Michael Conley, a deaf San Diego museum worker who uses STT technologies like Innocaption, a California-based mobile captioning app, said that real-time captioning allows him to complete activities like filling prescriptions, holding interviews and having long phone calls.
"I've talked to people and they don't know until afterwards that the call has gone through artificial intelligence or a live stenographer," Conley said. "There's never been a situation where I needed to reveal that I was using an AI-based ASR."
After recently losing his job, which provided him access to desktop-based tools, getting a mobile app was a high priority for Conley. His experience highlights the disparity between desktop tools, which are common, and mobile apps, which are more rare. Many STT technologies are limited to certain devices, apps or processing systems.
Elliot said speech-to-text technology for deaf and hard-of-hearing people needs to be multimodal, meaning it can be used across devices seamlessly. He predicted that this shift will happen within the next five years.
Limitations of STT
One of the larger issues with creating and implementing STT technologies is training algorithms.
Elliot said that often times, people don't speak the way they would write, and vice versa. There are colloquial terms, inferences, inflections of voice and other nuances that change a word's meaning. Training models on written data for speech output, or speech data for written output, doesn't always work. The intricacies of human language all need to be represented in data sets used to train the machine learning algorithm.
"I've had vendors tell me that it used to be a battle of the algorithms. But a lot of algorithms are now open source. The difference is increasingly who has better data for training," Elliot said.
Elliot added that STT can be hard to get right from a developer point of view, which is why the apps preferred by customers are constantly changing.
Bern ElliotResearch vice president, Gartner
"[STT models] take a lot of a lot of capabilities, a lot of technical ability and a lot of data. You have to have a lot of skill to make these work," Elliot said. "However, it's within reach of a knowledgeable data science and machine learning [developer], because a lot of the algorithms are public now."
Another limitation is that developers need to take a slightly different mindset when building speech-to-text tools for deaf people. Despite the fact that data scientists typically strive for the highest level of accuracy possible when developing machine learning models, Conley noted that for end users, any level of audio transcription automation is helpful. In comparison to other AI and machine learning technologies, STT for deaf users is helpful in any capacity. This means developers should focus on producing tools that are useful, even if they're not perfect.

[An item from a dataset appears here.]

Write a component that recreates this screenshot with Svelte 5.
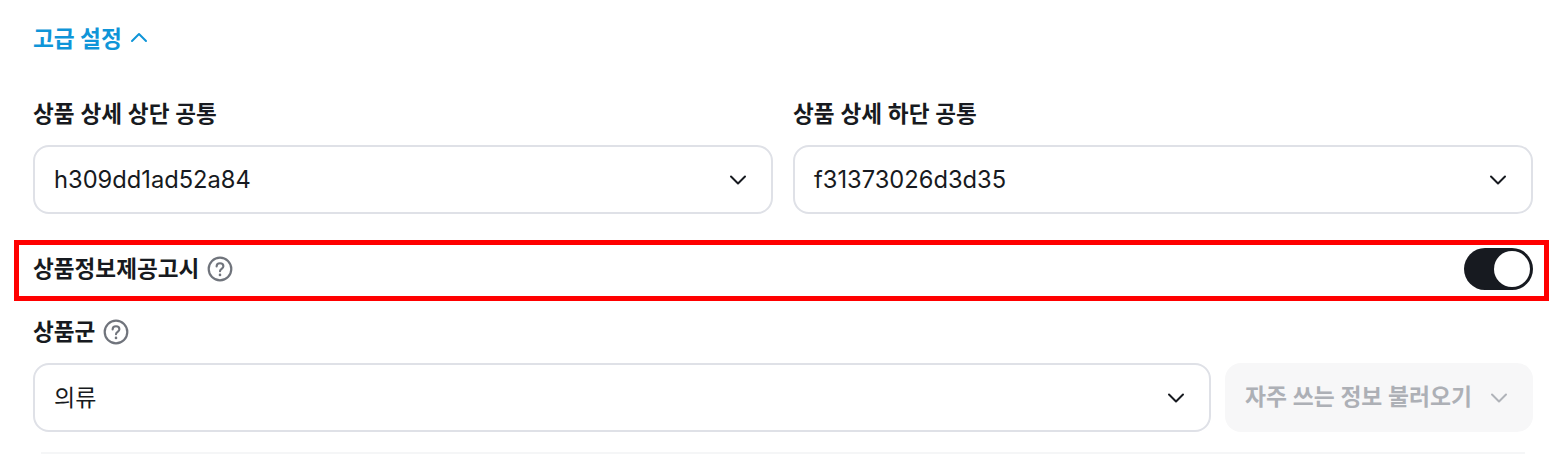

Accessibility beyond the pandemic
Speech-to-text apps, devices and tools for deaf or hard-of-hearing employees solve a key issue with accessibility -- inclusion for those along the disability spectrum.
"[Many corporate accessibility options are] 'we could put you in touch with an American Sign Language [ASL] interpreter.' That's not a solution. Not everybody who has hearing loss knows ASL, by a long shot," Conley said.
Now with so many people staying home due to ongoing COVID-19-related restrictions, and with the introduction of face masks that hinder lip reading, deaf and hard-of-hearing people are turning to technology to assist in daily activities.
Gartner predicts speech to text and automated natural language generation will keep growing over the next 10 years. Elliot also sees a rising trend of open source, as tech giants like Microsoft's AI lab and Google are keeping their models open in order to attract new talent, researchers and students.